Locate the lines of the listing below that hold "this", then copy each of them.

DATASET EXCERPT:

# # # # #

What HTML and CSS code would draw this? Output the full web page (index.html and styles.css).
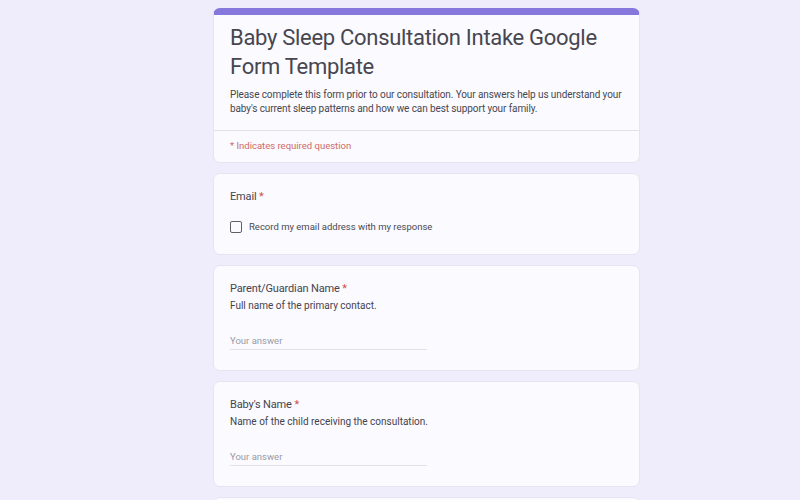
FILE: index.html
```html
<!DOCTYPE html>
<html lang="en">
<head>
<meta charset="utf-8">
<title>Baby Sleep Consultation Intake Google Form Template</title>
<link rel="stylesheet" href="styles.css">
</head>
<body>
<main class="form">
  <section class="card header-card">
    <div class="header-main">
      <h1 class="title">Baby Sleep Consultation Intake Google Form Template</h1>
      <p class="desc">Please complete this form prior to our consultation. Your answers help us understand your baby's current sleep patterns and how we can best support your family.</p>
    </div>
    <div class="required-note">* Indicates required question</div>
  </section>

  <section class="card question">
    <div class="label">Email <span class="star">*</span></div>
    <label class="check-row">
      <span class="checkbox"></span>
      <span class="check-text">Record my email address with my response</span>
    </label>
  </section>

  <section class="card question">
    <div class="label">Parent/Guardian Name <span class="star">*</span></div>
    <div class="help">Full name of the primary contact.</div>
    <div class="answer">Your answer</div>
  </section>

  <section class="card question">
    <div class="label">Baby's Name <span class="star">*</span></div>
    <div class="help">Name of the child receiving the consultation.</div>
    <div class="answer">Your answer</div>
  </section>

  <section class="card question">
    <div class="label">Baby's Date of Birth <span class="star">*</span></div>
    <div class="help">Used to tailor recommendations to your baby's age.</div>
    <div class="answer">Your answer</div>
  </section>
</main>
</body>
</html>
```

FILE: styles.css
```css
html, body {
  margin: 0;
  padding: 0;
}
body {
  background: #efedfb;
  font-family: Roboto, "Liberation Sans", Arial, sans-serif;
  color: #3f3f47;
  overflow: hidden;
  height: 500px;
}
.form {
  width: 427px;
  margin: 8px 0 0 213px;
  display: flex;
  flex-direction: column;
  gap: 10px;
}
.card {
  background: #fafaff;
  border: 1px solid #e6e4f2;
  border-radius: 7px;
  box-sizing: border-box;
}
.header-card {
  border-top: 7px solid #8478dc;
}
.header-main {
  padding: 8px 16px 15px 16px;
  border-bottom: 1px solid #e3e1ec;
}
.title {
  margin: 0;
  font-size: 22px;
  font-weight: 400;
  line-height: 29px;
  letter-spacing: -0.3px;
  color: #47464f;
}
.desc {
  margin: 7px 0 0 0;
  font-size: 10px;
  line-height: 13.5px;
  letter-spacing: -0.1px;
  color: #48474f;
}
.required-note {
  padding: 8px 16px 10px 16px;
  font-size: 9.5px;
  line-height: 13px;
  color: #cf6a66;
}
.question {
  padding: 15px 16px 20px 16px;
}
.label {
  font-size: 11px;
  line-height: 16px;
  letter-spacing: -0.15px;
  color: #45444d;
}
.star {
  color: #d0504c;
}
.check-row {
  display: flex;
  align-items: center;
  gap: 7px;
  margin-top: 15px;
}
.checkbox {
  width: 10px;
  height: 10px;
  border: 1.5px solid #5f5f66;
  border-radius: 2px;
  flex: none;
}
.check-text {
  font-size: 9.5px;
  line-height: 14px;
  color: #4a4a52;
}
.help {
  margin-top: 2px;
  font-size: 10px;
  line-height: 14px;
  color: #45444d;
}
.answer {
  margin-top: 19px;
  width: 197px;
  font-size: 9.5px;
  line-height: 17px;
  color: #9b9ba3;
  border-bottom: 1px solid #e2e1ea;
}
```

# # # # #

ANSWER TO THE PROBLEM:
What HTML and CSS code would draw this? Output the full web page (index.html and styles.css).
      <p class="desc">Please complete this form prior to our consultation. Your answers help us understand your baby's current sleep patterns and how we can best support your family.</p>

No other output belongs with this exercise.